Source material:
------------------------------------------------------------------------
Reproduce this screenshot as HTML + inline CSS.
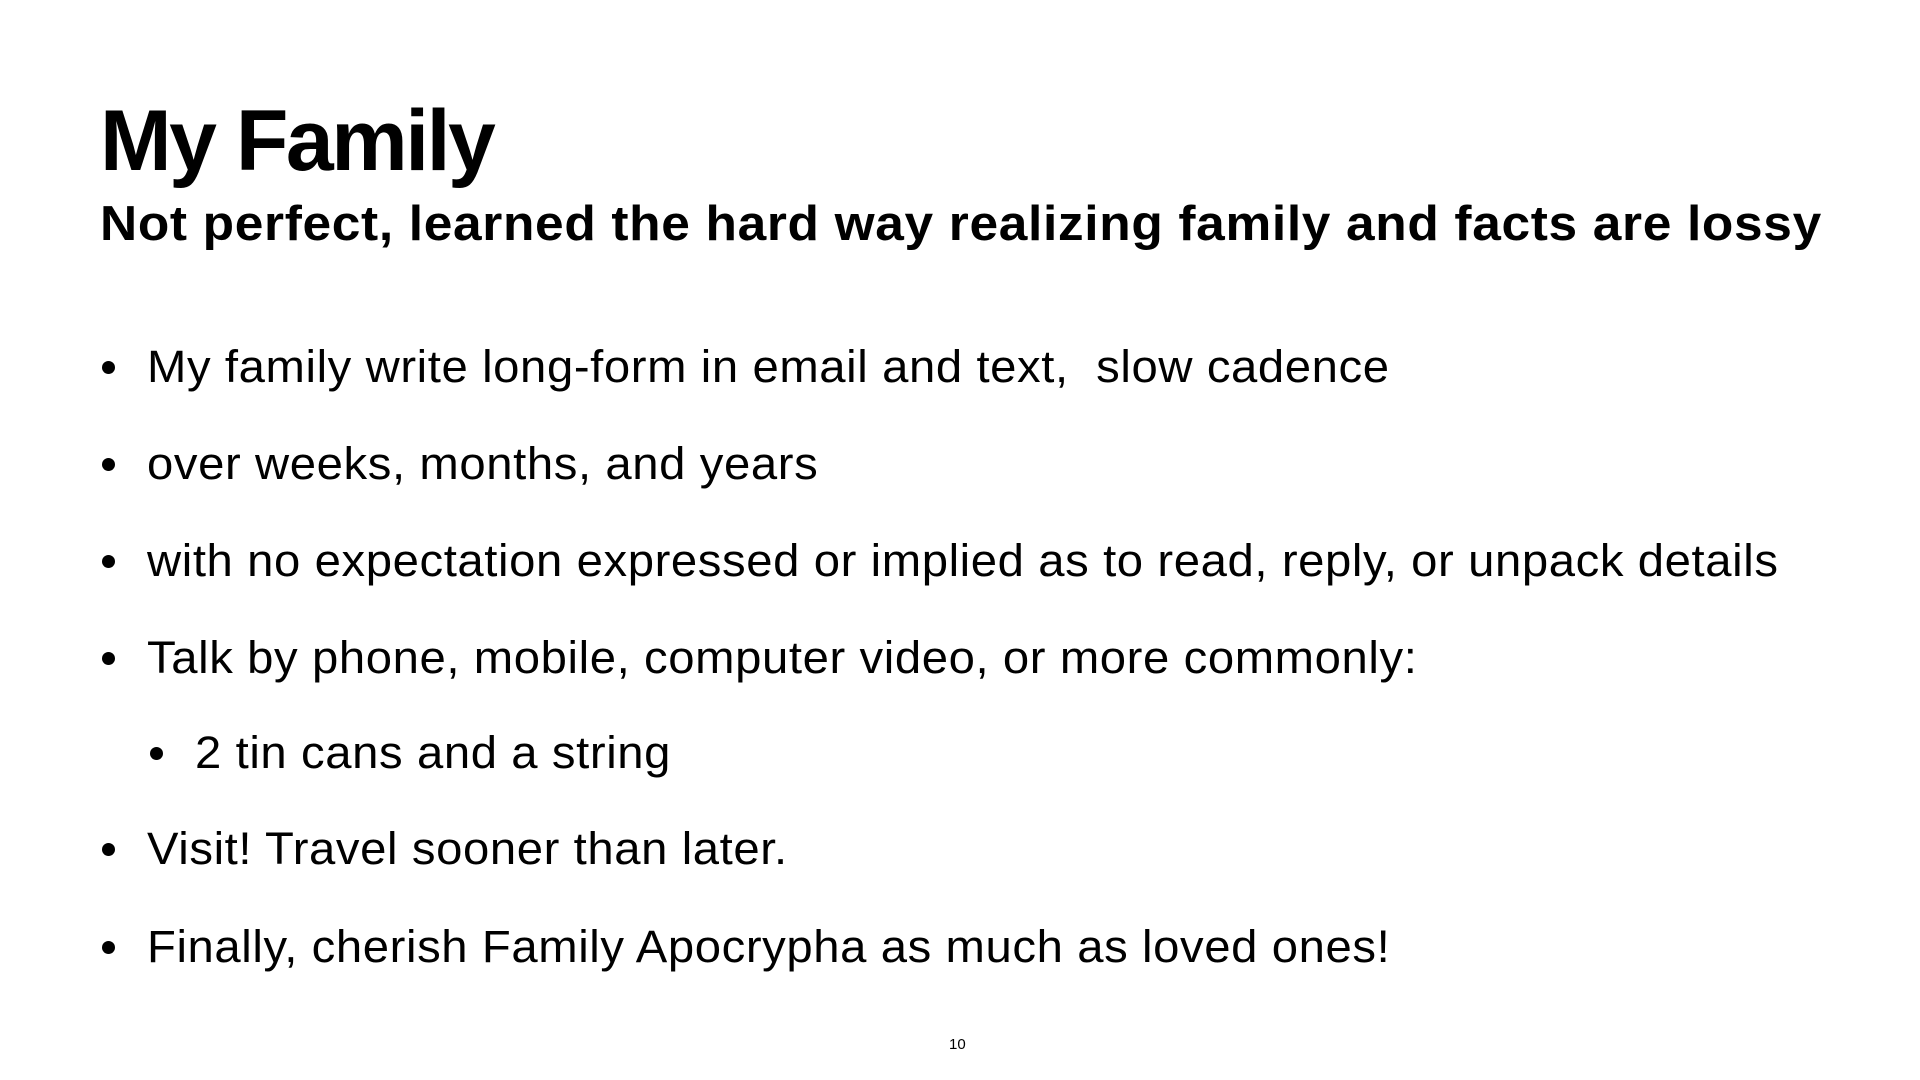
<!DOCTYPE html>
<html><head><meta charset="utf-8"><style>
html,body{margin:0;padding:0;background:#fff;}
body{width:1920px;height:1080px;position:relative;overflow:hidden;font-family:"Liberation Sans",Arial,sans-serif;color:#000;}
.a{position:absolute;white-space:nowrap;}
.t{left:100px;top:98px;font-size:86px;line-height:86px;font-weight:bold;letter-spacing:-2.5px;}
.s{left:100px;top:199px;font-size:49px;line-height:50px;font-weight:bold;letter-spacing:0.63px;transform:scaleX(1.05);transform-origin:0 0;}
.b{font-size:45px;line-height:46px;letter-spacing:0.57px;transform:scaleX(1.05);transform-origin:0 0;}
.d{position:absolute;width:13px;height:13px;border-radius:50%;background:#000;}
.n{left:949px;top:1036px;font-size:15px;}
</style></head><body>
<div class="a t">My Family</div>
<div class="a s">Not perfect, learned the hard way realizing family and facts are lossy</div>

<div class="d" style="left:102px;top:361px"></div><div class="a b" style="left:147px;top:344px">My family write long-form in email and text,&nbsp; slow cadence</div>
<div class="d" style="left:102px;top:458px"></div><div class="a b" style="left:147px;top:441px">over weeks, months, and years</div>
<div class="d" style="left:102px;top:555px"></div><div class="a b" style="left:147px;top:538px">with no expectation expressed or implied as to read, reply, or unpack details</div>
<div class="d" style="left:102px;top:652px"></div><div class="a b" style="left:147px;top:635px">Talk by phone, mobile, computer video, or more commonly:</div>
<div class="d" style="left:150px;top:747px"></div><div class="a b" style="left:195px;top:730px">2 tin cans and a string</div>
<div class="d" style="left:102px;top:843px"></div><div class="a b" style="left:147px;top:826px">Visit! Travel sooner than later.</div>
<div class="d" style="left:102px;top:941px"></div><div class="a b" style="left:147px;top:924px">Finally, cherish Family Apocrypha as much as loved ones!</div>

<div class="a n">10</div>
</body></html>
------------------------------------------------------------------------
Reproduce only the lines from the beginning of the data through the line that contains "facts are lossy</div>", both included, and please drop the pictures.

Written solution:
Reproduce this screenshot as HTML + inline CSS.
<!DOCTYPE html>
<html><head><meta charset="utf-8"><style>
html,body{margin:0;padding:0;background:#fff;}
body{width:1920px;height:1080px;position:relative;overflow:hidden;font-family:"Liberation Sans",Arial,sans-serif;color:#000;}
.a{position:absolute;white-space:nowrap;}
.t{left:100px;top:98px;font-size:86px;line-height:86px;font-weight:bold;letter-spacing:-2.5px;}
.s{left:100px;top:199px;font-size:49px;line-height:50px;font-weight:bold;letter-spacing:0.63px;transform:scaleX(1.05);transform-origin:0 0;}
.b{font-size:45px;line-height:46px;letter-spacing:0.57px;transform:scaleX(1.05);transform-origin:0 0;}
.d{position:absolute;width:13px;height:13px;border-radius:50%;background:#000;}
.n{left:949px;top:1036px;font-size:15px;}
</style></head><body>
<div class="a t">My Family</div>
<div class="a s">Not perfect, learned the hard way realizing family and facts are lossy</div>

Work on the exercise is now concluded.